Dans leur présentation, chacun de ces espaces revendique sa particularité artistique par rapport à d’autres makerspaces existants dans leur ville d’implantation. Ces structures se servent de cette particularité pour assoir leur renommée dans le réseau des makerspaces. Ainsi, l’iMAL a organisé une exposition des œuvres belges en partenariat avec les autres fablabs. Sa dimension artistique motive les médias à le citer en exemple, comme Wired (USA), Artribune (Italie) ou Libération (France). Pour le Rampalab, c’est le partenariat avec l’artiste Jurij Krpan, reconnu en Slovénie, qui a participé à construire la renommée du makerspace.

Un atelier au Rampalab © Hana Jošić
Un atelier au Rampalab © Hana Jošić

Cependant, ces lieux demeurent des structures ouvertes largement : l’objectif reste d’encourager la création et la fabrication par tous types de publics, pas uniquement les artistes. Deux de makerspaces artistiques rencontrés par les fabbikers ont ainsi des projets de développement social en cours ou à court terme. Rampalab souhaiterait développer des ateliers à destination des enfants défavorisés et ceux éprouvant des difficultés à s’insérer dans le système scolaire. L’iMAL quant à lui est partenaire du projet Velo M², auquel participe également l’openfab (cf. article #1), visant à amener le concept des fablabs directement auprès des enfants défavorisés, et souhaite développer ses liens avec les associations à vocation sociale de Molenbeek (jouxtant le lieu). Ils sont déjà en lien avec le collectif Lutte contre les exclusions sociales (LES) et la maison des cultures et de la cohésion.
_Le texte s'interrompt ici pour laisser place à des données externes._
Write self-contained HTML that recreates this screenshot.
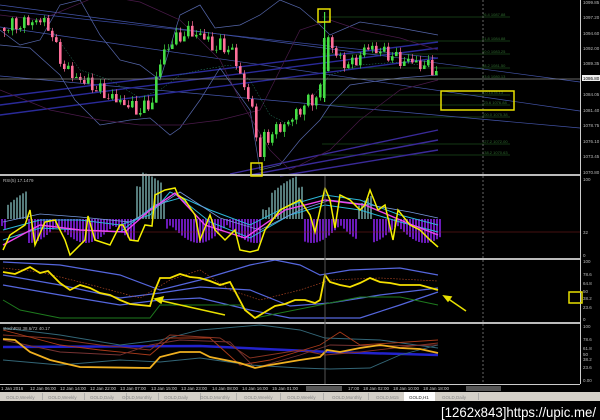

L’iMAL est également fréquenté de manière régulière par les étudiants en écoles d’art, et collabore avec les fablabs d’écoles d’ingénieurs tel que celui de Erasmus Hogeschool Brussel. A noter que certaines écoles d’arts hébergent des fablabs, intégrant ainsi la fabrication additive et la philosophie du détournement d’usage et de faire soi-même (do it yourself) à leur enseignement. C’est notamment le cas de l’Ecole Supérieure d’Art de l’Agglomération d’Annecy, qui a été accompagnée par Ocalia pour définir les scenarii d’évolution du positionnement de ce fablab.
Au niveau des modèles de financement, tous touchent des subventions publiques :

  • l’iMAL a touché du FEDER, et a mis en place des abonnements au mois ou à l’année (respectivement 45 et 200€), avec certains services payant en sus (10€/ heure d’utilisation de la découpe laser)
  • Radiona touchent des fonds du ministère de la culture, pour qui travaille la fabmanageuse, pour l’organisation des ateliers (il n’existe pas de subvention d’investissement), et propose un abonnement à 4,5€/mois
  • Rampalab est entièrement financé sur fonds publics (bourses et subventions)

Le maintien de ces lieux passe donc par la démonstration de leur utilité publique. Cette utilité peut s’apprécier à l’aulne de leurs actions sociales, que les trois makerspaces artistiques visitées par les fabbikers cherchent à développer. Compte-tenu de leur spécificité, l’utilité publique de ces makerspaces est avant tout définie par l’accès à l’art et à la culture qu’ils permettent. Au même titre que les écoles de musique ou de chant, ces lieux sont des ressources pour la création artistique. Enfin, la renommée de ces lieux, liée aux artistes qu’ils reçoivent (voire hébergent en résidence), contribue à la visibilité des territoires dans lesquelles elles sont implantées. Attirer la « classe créative », théorisée par Florida, est un des objectifs de ces lieux. C’est sur cette classe que reposerait le dynamisme des territoires, dans une économie du savoir.
En définitive, plus que le matériel de fabrication numérique à disposition, c’est la communauté artistique que ces structures peuvent rassembler qui importe, et sa capacité à rendre les habitants acteurs par le « faire », pour développer une citoyenneté active. L’identification des acteurs et réseaux culturels à mobiliser, et les liens à faire entre cette sphère de la société et le monde économique, sont à même de définir un positionnement original de ce type de lieux, y compris en milieu rural. C’est dans cette optique qu’Ocalia accompagne par exemple le projet Gare ! à Poix-Saint-Hubert (lire notre article du 25 janvier à ce propos), au cœur des Ardennes belges, avec une seconde phase en 2017 portant précisément sur l’identification des acteurs qui pourraient profiter d’un tiers-lieux ouvert, offrant des espaces de travail mais surtout de rencontre entre filières économiques clé et acteurs culturels. Son ouverture aux dynamiques entrepreneuriales territoriales est un élément distinctif par rapport aux lieux de diffusion et d’enseignement culturel « classique ». Ce projet de hub culturel propose une approche originale du développement économique par la culture et la valorisation des talents locaux.